They’re going to Bellingham, Washington.

After The Queens Courier story about two students at Grover Cleveland High School who won a citywide bridge building contest and the school looking to raise money to send the duo to the international contest, Queens Councilmember Elizabeth Crowley helped find a donor who will pay the students’ expenses for the contest.

“We had a great opportunity to support not only two kids that are the best in the area, but also support their future and the school,” Crowley said.

“We were thrilled and also relieved,” said Lloyd Kiefer, who is an earth science teacher at Grover Cleveland and co-moderator of the science research club where the students worked on the projects.

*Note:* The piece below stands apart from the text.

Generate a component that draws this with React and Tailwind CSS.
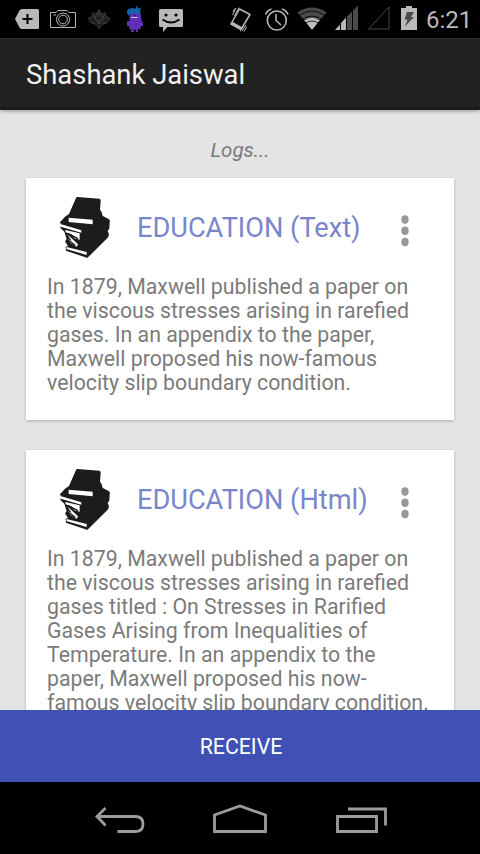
import React from "react";

const GREY = "#b9b9b9";

function StatusBar() {
  return (
    <div className="flex h-[38px] w-full shrink-0 bg-black pl-3">
      <svg className="h-[38px] w-[31px] shrink-0" viewBox="12 0 31 38">
        <path d="M22 9H37.500Q39 9 39 10.500V27.500Q39 29 37.500 29H22Q20.500 29 19.500 27.500L15 19L19.500 10.500Q20.500 9 22 9Z" fill={GREY} />
        <path d="M27.500 14V24M22.500 19H32.500" stroke="#050505" strokeWidth="2.200" />
      </svg>
      <svg className="h-[38px] w-[38px] shrink-0" viewBox="43 0 38 38" fill="none" stroke={GREY} strokeWidth="1">
        <path d="M50.500 12.500H56L58 10.500H67L69 12.500H75.500V27.500H50.500Z" />
        <circle cx="63" cy="19.500" r="6.500" />
        <circle cx="63" cy="19.500" r="4.300" />
        <path d="M53.500 15H56" />
      </svg>
      <svg className="h-[38px] w-[38px] shrink-0" viewBox="81 0 38 38">
        <path d="M99 9L102 13L106 12V15L110 18L109 22L103 25L99 29L95 25L89 22L88 18L92 15V12L96 13Z" fill="#252525" />
        <path d="M88 18L93 20L99 11L105 20L110 18M92 13L99 24L106 13M91 23H107M99 9V29" stroke="#3b3b3b" strokeWidth="1" fill="none" />
        <path d="M90 20H94M97 18H101M104 20H108M95 22L99 26L103 22" stroke="#070707" strokeWidth="1" fill="none" />
      </svg>
      <svg className="h-[38px] w-[34px] shrink-0" viewBox="119 0 34 38">
        <path d="M129.500 14Q130 12.500 135 12.500T141 15L141.300 20L143 23V26H141L140.500 29H138V32H135.800V29.500H133.800V32H131V29H129.200V26H127V21H129.500Z" fill="#5f2fb4" />
        <path d="M127 12Q127 8 131 8.500Q133 7.500 135 9L137 5.500L138 8.500L141 7.500L140 11L141 15L137 13.500H130L128 16Z" fill="#1264b0" />
        <path d="M131 17.500H138" stroke="#d5b9e0" strokeWidth="1" />
        <path d="M134.500 14.500V16" stroke="#180b38" strokeWidth="1.200" />
      </svg>
      <svg className="h-[38px] w-[36px] shrink-0" viewBox="153 0 36 38">
        <path d="M160.500 9H181.500Q183 9 183 10.500V25.500Q183 27 181.500 27H167.500L163 32V27H160.500Q159 27 159 25.500V10.500Q159 9 160.500 9Z" fill={GREY} />
        <path d="M162.500 19.500Q171 25.500 179.500 19.500" stroke="#050505" strokeWidth="2" fill="none" />
        <circle cx="166" cy="15" r="1.600" fill="#050505" />
        <circle cx="176" cy="15" r="1.600" fill="#050505" />
      </svg>
      <div className="grow" />
      <svg className="h-[38px] w-[32px] shrink-0" viewBox="226 0 32 38" fill="none" stroke={GREY}>
        <path d="M239.500 9L250 14.500L241 29.500L231 24Z" strokeWidth="1.500" strokeLinejoin="round" />
        <path d="M231.300 22.800L241.500 28.500" strokeWidth="3" />
        <path d="M232.500 15L236 8M234.500 16L239 7.500M233 12L235 8.500M242 31L246 25M244 31.500L246.500 27M240 31H241" strokeWidth="1" />
      </svg>
      <svg className="h-[38px] w-[36px] shrink-0" viewBox="258 0 36 38" fill="none" stroke={GREY} strokeWidth="1.600">
        <circle cx="276.800" cy="20.500" r="9.500" />
        <path d="M276 14V20.500L281 25" strokeWidth="1.500" />
        <path d="M265.500 14.500Q267 10.500 271.500 9M288 14.500Q286.500 10.500 282 9" strokeWidth="1.600" />
      </svg>
      <svg className="h-[38px] w-[38px] shrink-0" viewBox="294 0 38 38">
        <path d="M312 29.700L297.500 12.500Q312 2.500 326.500 12.500Z" fill="#4b4b4b" />
        <path d="M312 29.700L304.500 20.500Q312 15 319.500 20.500Z" fill="#c0c0c0" />
        <path d="M299 15.500Q312 6.500 325 15.500M302 19.500Q312 12.500 322 19.500M305 23.500Q312 18.500 319 23.500" stroke="#000" strokeWidth="0.800" fill="none" />
      </svg>
      <svg className="h-[38px] w-[32px] shrink-0" viewBox="332 0 32 38">
        <path d="M335 30L340 24.500V30Z" fill={GREY} />
        <path d="M341 23L346 17.500V30H341Z" fill={GREY} />
        <path d="M347 16.500L352 11.500V30H347ZM353 10.500L358 5.500V30H353Z" fill="#4b4b4b" />
      </svg>
      <svg className="h-[38px] w-[32px] shrink-0" viewBox="364 0 32 38">
        <path d="M368.500 29L389 7V29Z" fill="none" stroke="#474747" strokeWidth="1" />
      </svg>
      <svg className="h-[38px] w-[30px] shrink-0" viewBox="396 0 30 38">
        <path d="M406 6H412V8H417V30H401V8H406Z" fill={GREY} />
        <path d="M407 12H414L411 17H414L405 26.500L407.500 19.500H404.500Z" fill="#4a4a4a" />
      </svg>
      <span className="w-[54px] shrink-0 whitespace-nowrap pt-[2px] text-[24px] leading-[36px] text-[#b9b9b9]">6:21</span>
    </div>
  );
}

function BooksIcon() {
  return (
    <svg className="h-[65px] w-[57px] shrink-0" viewBox="111 75 171 195">
      <path
        d="M169 82Q168 81 173 81L238 86Q243 88 242 94L240 119Q247 125 248 138L266 147Q271 151 269 158L268 176L263 183L266 190Q268 197 263 203L204 262Q201 265 196 262L138 242L137 230L144 229L135 214L140 208L133 185L121 174L124 162L119 158L135 140L147 132Z"
        fill="#1c1d1b"
      />
      <path d="M146 143L218 149V163L146 156Z" fill="#fff" />
      <path d="M124 163L184 181V188L122 170Z" fill="#fff" />
      <path d="M136 180L179 190V209L163 205L154 193L137 187Z" fill="#fff" />
      <path d="M142 193L174 223L170 230L153 220L139 205L155 213Z" fill="#fff" />
      <path d="M140 231L200 246V255L139 237Z" fill="#fff" />
      <path d="M143 190L174 206M140 207L166 226" stroke="#1c1d1b" strokeWidth="4" />
    </svg>
  );
}

function Card({ title, lines }) {
  return (
    <section className="mx-[26px] shrink-0 rounded-[1px] bg-white pb-[25px] shadow-[0_1px_3px_rgba(0,0,0,0.25)]">
      <header className="flex h-[97px] items-start pl-[31px] pt-[17px]">
        <BooksIcon />
        <h2 className="ml-[23px] w-[263px] shrink-0 whitespace-nowrap pt-[15px] text-[27.2px] font-normal leading-[36px] text-[#7986cb]">{title}</h2>
        <svg className="mt-[19px] h-[34px] w-[10px] shrink-0" viewBox="0 0 10 34">
          <ellipse cx="5" cy="5.500" rx="3.700" ry="4.200" fill="#999" />
          <ellipse cx="5" cy="16.800" rx="3.700" ry="4.200" fill="#999" />
          <ellipse cx="5" cy="28" rx="3.700" ry="4.200" fill="#999" />
        </svg>
      </header>
      <div className="pl-[21px] text-[21.3px] leading-[24px] text-[#7b7b7b]">
        {lines.map((line) => (
          <p key={line} className="whitespace-nowrap">{line}</p>
        ))}
      </div>
    </section>
  );
}

const textLog = [
  "In 1879, Maxwell published a paper on",
  "the viscous stresses arising in rarefied",
  "gases. In an appendix to the paper,",
  "Maxwell proposed his now-famous",
  "velocity slip boundary condition.",
];

const htmlLog = [
  "In 1879, Maxwell published a paper on",
  "the viscous stresses arising in rarefied",
  "gases titled : On Stresses in Rarified",
  "Gases Arising from Inequalities of",
  "Temperature. In an appendix to the",
  "paper, Maxwell proposed his now-",
  "famous velocity slip boundary condition.",
];

export default function App() {
  return (
    <div className="flex h-[854px] w-[480px] flex-col overflow-hidden bg-[#e4e4e4] font-[Roboto,sans-serif]">
      <StatusBar />
      <div className="z-10 flex h-[72px] shrink-0 items-center border-b-[3px] border-t border-b-[#1b1b1b] border-t-[#303030] bg-[#222] pl-[26px] shadow-[0_1px_4px_rgba(0,0,0,0.35)]">
        <h1 className="whitespace-nowrap pt-[4px] text-[27.4px] font-normal leading-[36px] text-[#f1f1f1]">Shashank Jaiswal</h1>
      </div>
      <main className="flex h-[600px] shrink-0 flex-col overflow-hidden">
        <p className="mb-[13px] h-[55px] shrink-0 pt-[27px] text-center text-[20.5px] italic leading-[26px] text-[#7b7b7b]">Logs...</p>
        <Card title="EDUCATION (Text)" lines={textLog} />
        <div className="h-[30px] shrink-0" />
        <Card title="EDUCATION (Html)" lines={htmlLog} />
      </main>
      <button className="h-[72px] shrink-0 bg-[#3f51b5] pl-[2px] pt-[1px] text-[21.3px] leading-[72px] text-white">RECEIVE</button>
      <nav className="flex h-[72px] shrink-0 bg-black">
        <svg className="ml-[80px] h-[72px] w-[80px] shrink-0" viewBox="80 782 80 72" fill="none" stroke="#9c9c9c" strokeWidth="2.800">
          <path d="M97 816.500H135.500Q143 816.500 143 824T135.500 831.500H117.500M105.500 808L97 816.500L105.500 825.500" />
        </svg>
        <svg className="ml-[40px] h-[72px] w-[80px] shrink-0" viewBox="200 782 80 72" fill="none" stroke="#9c9c9c" strokeWidth="2.800">
          <path d="M214.500 831.500V815L240 806L265.500 815V831.500Z" />
        </svg>
        <svg className="ml-[40px] h-[72px] w-[80px] shrink-0" viewBox="320 782 80 72" fill="none" stroke="#9c9c9c" strokeWidth="2.800">
          <path d="M337.500 816.500H376.500V831.500H337.500ZM348 809H385.500V825.500" />
        </svg>
      </nav>
    </div>
  );
}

Kiefer will accompany 10th graders Derlis Gutierrez and Nestor Barrera, who took first and second place, respectively, in the contest that pitted 65 entrants from Queens, Brooklyn and Staten Island. Gutierrez and Barrera will now compete in the International Bridge Building Contest on April 25, in Bellingham, WA.

“We’ll have an understanding of the level of competition that we’re up against, and it will be excellent exposure for the students and heighten their interest in engineering,” Kiefer said.

The rules for the contest charged that students build bridges out of basswood sticks, and the bridges are judged on their efficiency. Students attempted to make the bridge take as much weight as possible, but at the same time, the bridge had to weigh in as light as possible.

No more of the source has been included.